4. Bank Reputation and Stability:
Choose a bank or credit union with a strong reputation for customer service and financial stability. Ensure the institution is FDIC-insured (or NCUA-insured for credit unions) to protect your deposits up to $250,000.
Maximizing Returns: Laddering CDs for Optimal Growth
A strategy to maximize returns on high-yield CDs is to create a CD ladder. A CD ladder involves dividing your investment into multiple CDs with staggered maturity dates, such as 1 year, 2 years, 3 years, and so on. As each CD matures, you can reinvest the principal into a new CD with a longer term or higher rate, thereby taking advantage of changing interest rates while maintaining liquidity.

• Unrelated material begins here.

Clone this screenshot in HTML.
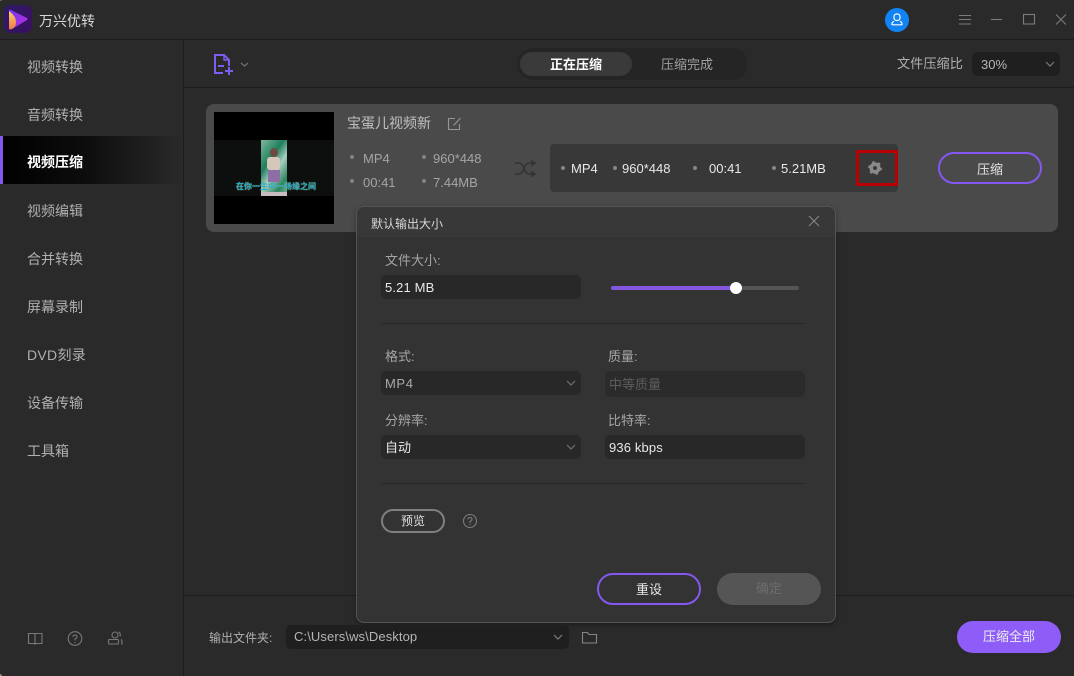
<!DOCTYPE html>
<html lang="zh"><head><meta charset="utf-8"><title>万兴优转</title>
<style>
*{box-sizing:border-box;margin:0;padding:0}
html,body{width:1074px;height:676px;overflow:hidden;background:#2a2a2a}
body{position:relative;font:13px "Liberation Sans","Noto Sans CJK SC",sans-serif;color:#bbb}
.a{position:absolute;white-space:nowrap}
.nav{position:absolute;left:27px;font-size:14px;line-height:20px;color:#b0b0b0}
.d{position:absolute;width:4px;height:4px;border-radius:50%;background:#858585}
.l{position:absolute;color:#a5a5a5;font-size:13px;line-height:18px;white-space:nowrap}
.w{position:absolute;color:#e8e8e8;font-size:13px;line-height:18px;white-space:nowrap}
.box{position:absolute;background:#282828;border-radius:5px;color:#e8e8e8;font-size:13px;line-height:26px;padding-left:4px;height:24px;width:200px;letter-spacing:.15px}
svg{position:absolute;overflow:visible}
</style></head><body>
<div class="a" style="left:0;top:39px;width:1074px;height:1px;background:#1d1d1d"></div>
<div class="a" style="left:183px;top:40px;width:1px;height:636px;background:#1d1d1d"></div>
<div class="a" style="left:184px;top:87px;width:890px;height:1px;background:#1d1d1d"></div>
<div class="a" style="left:184px;top:595px;width:890px;height:1px;background:#1d1d1d"></div>
<div class="a" style="left:0;top:0;width:2px;height:1px;background:#6a5a40"></div>
<div class="a" style="left:0;top:674px;width:2px;height:2px;background:#a08560;border-radius:0 2px 0 0"></div>

<!-- logo -->
<div class="a" style="left:4px;top:5px;width:28px;height:28px;border-radius:7px;background:linear-gradient(135deg,#2e1a66,#3a1060)"></div>
<svg style="left:4px;top:5px" width="28" height="28"><defs><linearGradient id="g1" x1="0" y1="0" x2="0" y2="1"><stop offset="0" stop-color="#ffd070"/><stop offset="1" stop-color="#f07a40"/></linearGradient><linearGradient id="g2" x1="0" y1="0" x2="1" y2="1"><stop offset="0" stop-color="#6a3cf0"/><stop offset="1" stop-color="#c02ce0"/></linearGradient></defs><path d="M5 5 Q5 4 7 5 L23 13 Q24 14 23 15 L8 24 Q5 25 5 23Z" fill="url(#g2)"/><path d="M5 6 Q12 11 12 17 Q12 22 8 24 Q5 25 5 23Z" fill="url(#g1)"/></svg>
<div class="a" style="left:39px;top:11px;font-size:14px;line-height:20px;color:#d8d8d8">万兴优转</div>

<!-- window controls -->
<div class="a" style="left:885px;top:8px;width:24px;height:24px;border-radius:50%;background:#1283f5"></div>
<svg style="left:885px;top:8px" width="24" height="24" fill="none" stroke="#fff" stroke-width="1.200"><rect x="9" y="6" width="6" height="6.500" rx="2.600"/><path d="M7 17v-1q0-2 2-2.500M17 17v-1q0-2-2-2.500M7 16.800h10"/></svg>
<svg style="left:958px;top:13px" width="110" height="14" fill="none" stroke="#7c7c7c" stroke-width="1.100"><path d="M1 2.500h12M1 6.500h12M1 11h12"/><path d="M33 6.500h11"/><rect x="65.500" y="1.500" width="11" height="9.500"/><path d="M98 1.500l10 10M108 1.500l-10 10"/></svg>

<!-- sidebar -->
<div class="a" style="left:0;top:136px;width:183px;height:48px;background:linear-gradient(90deg,#000 0%,#0c0c0c 45%,#2a2a2a 100%)"></div>
<div class="a" style="left:0;top:136px;width:3px;height:48px;background:#8458f0"></div>
<div class="nav" style="top:57px">视频转换</div>
<div class="nav" style="top:105px">音频转换</div>
<div class="nav" style="top:152px;color:#fff;font-weight:bold">视频压缩</div>
<div class="nav" style="top:201px">视频编辑</div>
<div class="nav" style="top:249px">合并转换</div>
<div class="nav" style="top:297px">屏幕录制</div>
<div class="nav" style="top:345px;letter-spacing:.3px">DVD刻录</div>
<div class="nav" style="top:393px">设备传输</div>
<div class="nav" style="top:441px">工具箱</div>
<svg style="left:28px;top:632px" width="100" height="14" fill="none" stroke="#787878" stroke-width="1.100"><path d="M.5 1.500h6.500v10H.5zM7 1.500h7v10H7zM7 11.500v1.500"/><circle cx="47" cy="6.500" r="6.800"/><path d="M45 5q0-2 2-2t2 2q0 1-2 2v1.500M47 10v1"/><rect x="80.500" y="7.500" width="10" height="4.500" rx="1"/><circle cx="87" cy="3" r="3"/><path d="M90.500 0q2.500 1 1.500 4.500M93 7.500q1 .5 1 2.500v2h-1"/></svg>

<!-- toolbar -->
<svg style="left:214px;top:54px" width="36" height="22" fill="none" stroke="#7d5cf2" stroke-width="2"><path d="M9 19H1V1h9l5 5v6"/><path d="M10 1v5h5" stroke-width="1.400"/><path d="M4 12h6"/><path d="M15 13v8M11 17h8"/><path d="M27 9l3.500 3 3.500-3" stroke="#6e6e6e" stroke-width="1.300"/></svg>
<div class="a" style="left:517px;top:48px;width:231px;height:32px;border-radius:16px;background:#252525"></div>
<div class="a" style="left:520px;top:52px;width:112px;height:24px;border-radius:12px;background:#3a3a3a;color:#fff;font-weight:bold;font-size:13px;line-height:25px;text-align:center">正在压缩</div>
<div class="a" style="left:632px;top:52px;width:110px;line-height:25px;text-align:center;color:#a0a0a0;font-size:13px">压缩完成</div>
<div class="a" style="left:897px;top:55px;font-size:13.200px;line-height:18px;color:#b0b0b0">文件压缩比</div>
<div class="a" style="left:972px;top:52px;width:88px;height:24px;background:#1f1f1f;border-radius:5px;color:#b5b5b5;line-height:25px;padding-left:9px">30%</div>
<svg style="left:1045px;top:61px" width="11" height="7" fill="none" stroke="#7c7c7c" stroke-width="1.200"><path d="M1 1l4 4 4-4"/></svg>

<!-- card -->
<div class="a" style="left:206px;top:104px;width:852px;height:128px;border-radius:8px;background:#4a4a4a"></div>
<div class="a" style="left:214px;top:112px;width:120px;height:112px;background:#000"></div>
<div class="a" style="left:214px;top:140px;width:120px;height:56px;background:#0c0f0e"></div>
<div class="a" style="left:261px;top:140px;width:26px;height:56px;background:linear-gradient(125deg,#7fb8a0,#1f7f5c 35%,#a7cfc0 55%,#2d8560 80%,#7fb8a0)"></div>
<div class="a" style="left:270px;top:148px;width:8px;height:9px;border-radius:50%;background:#6e4a40"></div>
<div class="a" style="left:267px;top:157px;width:13px;height:13px;background:#d5c8ba;border-radius:3px"></div>
<div class="a" style="left:268px;top:170px;width:12px;height:12px;background:#8e6ea6"></div>
<div class="a" style="left:261px;top:192px;width:26px;height:4px;background:#c8bcc0"></div>
<div class="a" style="left:236px;top:181px;width:77px;font-size:8px;line-height:12px;color:#22a6dc;font-weight:bold;text-shadow:0 0 1px #b8d050">在你一生中一场缘之间</div>

<div class="a" style="left:347px;top:113px;font-size:14px;line-height:20px;color:#c0c0c0">宝蛋儿视频新</div>
<svg style="left:448px;top:117px" width="14" height="14" fill="none" stroke="#969696" stroke-width="1.100"><path d="M11.500 7v5.500H.5V1.500H7"/><path d="M5.500 8.500L12.500 1"/></svg>
<div class="d" style="left:350px;top:155px"></div><div class="l" style="left:363px;top:150px">MP4</div>
<div class="d" style="left:422px;top:155px"></div><div class="l" style="left:433px;top:150px">960*448</div>
<div class="d" style="left:350px;top:179px"></div><div class="l" style="left:363px;top:174px">00:41</div>
<div class="d" style="left:422px;top:179px"></div><div class="l" style="left:433px;top:174px">7.44MB</div>
<svg style="left:515px;top:160px" width="21" height="17" fill="none" stroke="#333" stroke-width="1.600"><path d="M0 3h4q3 0 5 5.500t5 5.500h5M0 14h4q3 0 5-5.500T14 3h5"/><path d="M16 .5L20 3l-4 2.500M16 11.500l4 2.500-4 2.500"/></svg>

<div class="a" style="left:550px;top:144px;width:348px;height:48px;border-radius:4px;background:#383838"></div>
<div class="d" style="left:561px;top:166px"></div><div class="w" style="left:571px;top:160px">MP4</div>
<div class="d" style="left:613px;top:166px"></div><div class="w" style="left:622px;top:160px">960*448</div>
<div class="d" style="left:693px;top:166px"></div><div class="w" style="left:709px;top:160px">00:41</div>
<div class="d" style="left:772px;top:166px"></div><div class="w" style="left:781px;top:160px">5.21MB</div>
<div class="a" style="left:856px;top:150px;width:42px;height:36px;border:3px solid #b80000"></div>
<svg style="left:867px;top:160px" width="16" height="16" fill="none" stroke="#8a8a8a"><circle cx="8" cy="8" r="3.800" stroke-width="3.600"/><circle cx="8" cy="8" r="6" stroke-width="1.800" stroke-dasharray="2.500 3.780"/></svg>
<div class="a" style="left:938px;top:152px;width:104px;height:32px;border:2px solid #8458f0;border-radius:16px;text-align:center;line-height:31px;color:#e4e4e4;font-size:13px">压缩</div>

<!-- dialog -->
<div class="a" style="left:356px;top:206px;width:480px;height:417px;background:#333;border:1px solid #555;border-radius:8px;box-shadow:0 2px 6px rgba(0,0,0,.3)"></div>
<div class="a" style="left:357px;top:207px;width:478px;height:30px;background:#383838;border-radius:7px 7px 0 0"></div>
<div class="a" style="left:371px;top:214px;font-size:12px;line-height:20px;color:#d8d8d8">默认输出大小</div>
<svg style="left:808px;top:215px" width="12" height="12" fill="none" stroke="#858585" stroke-width="1.100"><path d="M1 1l10 10M11 1L1 11"/></svg>

<div class="l" style="left:385px;top:252px">文件大小:</div>
<div class="box" style="left:381px;top:275px">5.21 MB</div>
<div class="a" style="left:611px;top:286px;width:188px;height:4px;border-radius:2px;background:#555"></div>
<div class="a" style="left:611px;top:286px;width:125px;height:4px;border-radius:2px;background:#8458e0"></div>
<div class="a" style="left:730px;top:282px;width:12px;height:12px;border-radius:50%;background:#fff"></div>
<div class="a" style="left:381px;top:323px;width:424px;height:1px;background:#262626"></div>

<div class="l" style="left:385px;top:348px">格式:</div>
<div class="box" style="left:381px;top:371px;color:#aaa;letter-spacing:.6px">MP4</div>
<svg style="left:566px;top:380px" width="10" height="6" fill="none" stroke="#6e6e6e" stroke-width="1.200"><path d="M1 1l4 4 4-4"/></svg>
<div class="l" style="left:608px;top:348px">质量:</div>
<div class="box" style="left:605px;top:371px;height:26px;line-height:27px;color:#5c5c5c;background:#2b2b2b;letter-spacing:0">中等质量</div>
<div class="l" style="left:385px;top:412px">分辨率:</div>
<div class="box" style="left:381px;top:435px;letter-spacing:0">自动</div>
<svg style="left:566px;top:444px" width="10" height="6" fill="none" stroke="#6e6e6e" stroke-width="1.200"><path d="M1 1l4 4 4-4"/></svg>
<div class="l" style="left:608px;top:412px">比特率:</div>
<div class="box" style="left:605px;top:435px">936 kbps</div>
<div class="a" style="left:381px;top:483px;width:424px;height:1px;background:#262626"></div>

<div class="a" style="left:381px;top:509px;width:64px;height:24px;border:2px solid #808080;border-radius:12px;text-align:center;line-height:21px;color:#e0e0e0;font-size:12px">预览</div>
<svg style="left:463px;top:514px" width="14" height="14" fill="none" stroke="#7c7c7c" stroke-width="1.100"><circle cx="7" cy="7" r="6.500"/><path d="M5 5.500q0-2 2-2t2 2q0 1-2 2V9M7 10v1"/></svg>
<div class="a" style="left:597px;top:573px;width:104px;height:32px;border:2px solid #8458f0;border-radius:16px;text-align:center;line-height:29px;color:#e8e8e8;font-size:13px">重设</div>
<div class="a" style="left:717px;top:573px;width:104px;height:32px;border-radius:16px;background:#555;text-align:center;line-height:32px;color:#6c6c6c;font-size:13px">确定</div>

<!-- footer -->
<div class="a" style="left:209px;top:629px;font-size:12px;line-height:18px;color:#b0b0b0">输出文件夹:</div>
<div class="a" style="left:286px;top:625px;width:283px;height:24px;border-radius:5px;background:#1f1f1f;color:#b5b5b5;line-height:24px;padding-left:8px;font-size:13px;letter-spacing:.1px">C:\Users\ws\Desktop</div>
<svg style="left:553px;top:634px" width="10" height="6" fill="none" stroke="#7c7c7c" stroke-width="1.200"><path d="M1 1l4 4 4-4"/></svg>
<svg style="left:582px;top:631px" width="15" height="13" fill="none" stroke="#858585" stroke-width="1.100"><path d="M.5 12V1.500h5l1.500 2h7.500V12z"/></svg>
<div class="a" style="left:957px;top:621px;width:104px;height:32px;border-radius:16px;background:#8e5cf7;text-align:center;line-height:32px;color:#eee;font-size:13px">压缩全部</div>
</body></html>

For example, if you have $10,000 to invest, you could put $2,500 in a 1-year CD, $2,500 in a 2-year CD, and so on. As each CD matures, you reinvest the money in a new 4-year or 5-year CD, depending on the rate environment. This strategy ensures you always have a CD maturing soon, providing flexibility and potentially higher returns.
Conclusion
Investing in high-yield CDs or savings accounts in 2024 offers a safe, reliable way to grow your money in uncertain times. With competitive interest rates, FDIC insurance, and various options for liquidity and flexibility, these investment vehicles are ideal for conservative investors, those building an emergency fund, or anyone looking to balance risk in their portfolio.
Whether you prefer the fixed, predictable returns of a CD or the flexibility of a high-yield savings account, understanding your financial goals and the current economic environment will help you make the right choice. As always, consider consulting with a financial advisor to tailor an investment strategy that meets your specific needs.